To be done. Transcribe the listing that follows in full, omitting pictures.
──────── Data section ────────
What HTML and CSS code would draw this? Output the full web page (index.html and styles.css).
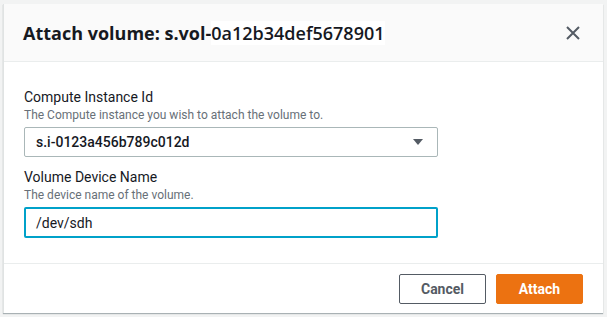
FILE: index.html
```html
<!DOCTYPE html>
<html>
<head>
<meta charset="utf-8">
<link rel="stylesheet" href="styles.css">
</head>
<body>
<div class="page">
  <div class="modal">
    <div class="modal-header">
      <h2 class="modal-title">Attach volume: s.vol-<span class="title-id">0a12b34def5678901</span></h2>
      <button class="close" aria-label="Close">
        <svg width="14" height="14" viewBox="0 0 14 14"><path d="M1 1L13 13M13 1L1 13" stroke="#545b64" stroke-width="2" fill="none"/></svg>
      </button>
    </div>
    <div class="modal-body">
      <div class="field">
        <div class="label">Compute Instance Id</div>
        <div class="desc">The Compute instance you wish to attach the volume to.</div>
        <div class="select">
          <span class="select-value">s.i-0123a456b789c012d</span>
          <svg class="caret" width="12" height="8" viewBox="0 0 12 8"><path d="M1 1H11L6 7Z" fill="#545b64"/></svg>
        </div>
      </div>
      <div class="field">
        <div class="label">Volume Device Name</div>
        <div class="desc">The device name of the volume.</div>
        <div class="input">/dev/sdh</div>
      </div>
    </div>
    <div class="modal-footer">
      <button class="btn btn-normal">Cancel</button>
      <button class="btn btn-primary">Attach</button>
    </div>
  </div>
</div>
</body>
</html>
```

FILE: styles.css
```css
html, body {
  margin: 0;
  padding: 0;
  background: #f2f3f3;
}
body {
  font-family: Roboto, "Liberation Sans", sans-serif;
  color: #16191f;
}
.page {
  padding: 4px 4px 4px 3px;
}
.modal {
  width: 600px;
  height: 309px;
  background: #fff;
  box-sizing: border-box;
  border-left: 1px solid #e0e3e3;
  box-shadow: 0 1px 1px rgba(0,28,36,0.3);
  display: flex;
  flex-direction: column;
}
.modal-header {
  height: 58px;
  box-sizing: border-box;
  background: #fafafa;
  border-bottom: 1px solid #eaeded;
  display: flex;
  align-items: center;
  padding: 0 20px 0 19px;
}
.modal-title {
  flex: 1;
  margin: 0;
  font-family: "Open Sans", Roboto, sans-serif;
  font-size: 18px;
  font-weight: 700;
  line-height: 22px;
  padding-top: 1px;
}
.title-id {
  font-weight: 600;
  background: #fff;
}
.close {
  border: 0;
  background: none;
  padding: 0;
  width: 16px;
  height: 16px;
  display: flex;
  align-items: center;
  justify-content: center;
  margin-right: 2px;
}
.modal-body {
  flex: 1;
  padding: 25px 20px 0 20px;
  border-bottom: 1px solid #eaeded;
}
.field {
  width: 414px;
  margin-bottom: 10px;
}
.label {
  font-size: 14px;
  line-height: 20px;
}
.desc {
  font-size: 12px;
  line-height: 16px;
  color: #687078;
  margin-bottom: 4px;
}
.select {
  height: 30px;
  box-sizing: border-box;
  border: 1px solid #aab7b8;
  border-radius: 2px;
  display: flex;
  align-items: center;
  padding: 0 13px 0 11px;
}
.select-value {
  flex: 1;
  font-size: 14px;
  font-weight: 500;
}
.input {
  height: 31px;
  box-sizing: border-box;
  border: 2px solid #00a1c9;
  border-radius: 2px;
  display: flex;
  align-items: center;
  padding: 0 10px;
  font-size: 14px;
}
.modal-footer {
  height: 49px;
  display: flex;
  justify-content: flex-end;
  align-items: flex-start;
  gap: 10px;
  padding: 10px 20px 0 0;
  box-sizing: border-box;
}
.btn {
  width: 87px;
  height: 30px;
  box-sizing: border-box;
  border-radius: 2px;
  font-family: inherit;
  font-size: 14px;
  font-weight: 700;
  padding: 0;
}
.btn-normal {
  background: #fff;
  border: 1px solid #545b64;
  color: #545b64;
}
.btn-primary {
  background: #ec7211;
  border: 1px solid #ec7211;
  color: #fff;
}
```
────────
Expected answer.
What HTML and CSS code would draw this? Output the full web page (index.html and styles.css).
FILE: index.html
```html
<!DOCTYPE html>
<html>
<head>
<meta charset="utf-8">
<link rel="stylesheet" href="styles.css">
</head>
<body>
<div class="page">
  <div class="modal">
    <div class="modal-header">
      <h2 class="modal-title">Attach volume: s.vol-<span class="title-id">0a12b34def5678901</span></h2>
      <button class="close" aria-label="Close">
        <svg width="14" height="14" viewBox="0 0 14 14"><path d="M1 1L13 13M13 1L1 13" stroke="#545b64" stroke-width="2" fill="none"/></svg>
      </button>
    </div>
    <div class="modal-body">
      <div class="field">
        <div class="label">Compute Instance Id</div>
        <div class="desc">The Compute instance you wish to attach the volume to.</div>
        <div class="select">
          <span class="select-value">s.i-0123a456b789c012d</span>
          <svg class="caret" width="12" height="8" viewBox="0 0 12 8"><path d="M1 1H11L6 7Z" fill="#545b64"/></svg>
        </div>
      </div>
      <div class="field">
        <div class="label">Volume Device Name</div>
        <div class="desc">The device name of the volume.</div>
        <div class="input">/dev/sdh</div>
      </div>
    </div>
    <div class="modal-footer">
      <button class="btn btn-normal">Cancel</button>
      <button class="btn btn-primary">Attach</button>
    </div>
  </div>
</div>
</body>
</html>
```

FILE: styles.css
```css
html, body {
  margin: 0;
  padding: 0;
  background: #f2f3f3;
}
body {
  font-family: Roboto, "Liberation Sans", sans-serif;
  color: #16191f;
}
.page {
  padding: 4px 4px 4px 3px;
}
.modal {
  width: 600px;
  height: 309px;
  background: #fff;
  box-sizing: border-box;
  border-left: 1px solid #e0e3e3;
  box-shadow: 0 1px 1px rgba(0,28,36,0.3);
  display: flex;
  flex-direction: column;
}
.modal-header {
  height: 58px;
  box-sizing: border-box;
  background: #fafafa;
  border-bottom: 1px solid #eaeded;
  display: flex;
  align-items: center;
  padding: 0 20px 0 19px;
}
.modal-title {
  flex: 1;
  margin: 0;
  font-family: "Open Sans", Roboto, sans-serif;
  font-size: 18px;
  font-weight: 700;
  line-height: 22px;
  padding-top: 1px;
}
.title-id {
  font-weight: 600;
  background: #fff;
}
.close {
  border: 0;
  background: none;
  padding: 0;
  width: 16px;
  height: 16px;
  display: flex;
  align-items: center;
  justify-content: center;
  margin-right: 2px;
}
.modal-body {
  flex: 1;
  padding: 25px 20px 0 20px;
  border-bottom: 1px solid #eaeded;
}
.field {
  width: 414px;
  margin-bottom: 10px;
}
.label {
  font-size: 14px;
  line-height: 20px;
}
.desc {
  font-size: 12px;
  line-height: 16px;
  color: #687078;
  margin-bottom: 4px;
}
.select {
  height: 30px;
  box-sizing: border-box;
  border: 1px solid #aab7b8;
  border-radius: 2px;
  display: flex;
  align-items: center;
  padding: 0 13px 0 11px;
}
.select-value {
  flex: 1;
  font-size: 14px;
  font-weight: 500;
}
.input {
  height: 31px;
  box-sizing: border-box;
  border: 2px solid #00a1c9;
  border-radius: 2px;
  display: flex;
  align-items: center;
  padding: 0 10px;
  font-size: 14px;
}
.modal-footer {
  height: 49px;
  display: flex;
  justify-content: flex-end;
  align-items: flex-start;
  gap: 10px;
  padding: 10px 20px 0 0;
  box-sizing: border-box;
}
.btn {
  width: 87px;
  height: 30px;
  box-sizing: border-box;
  border-radius: 2px;
  font-family: inherit;
  font-size: 14px;
  font-weight: 700;
  padding: 0;
}
.btn-normal {
  background: #fff;
  border: 1px solid #545b64;
  color: #545b64;
}
.btn-primary {
  background: #ec7211;
  border: 1px solid #ec7211;
  color: #fff;
}
```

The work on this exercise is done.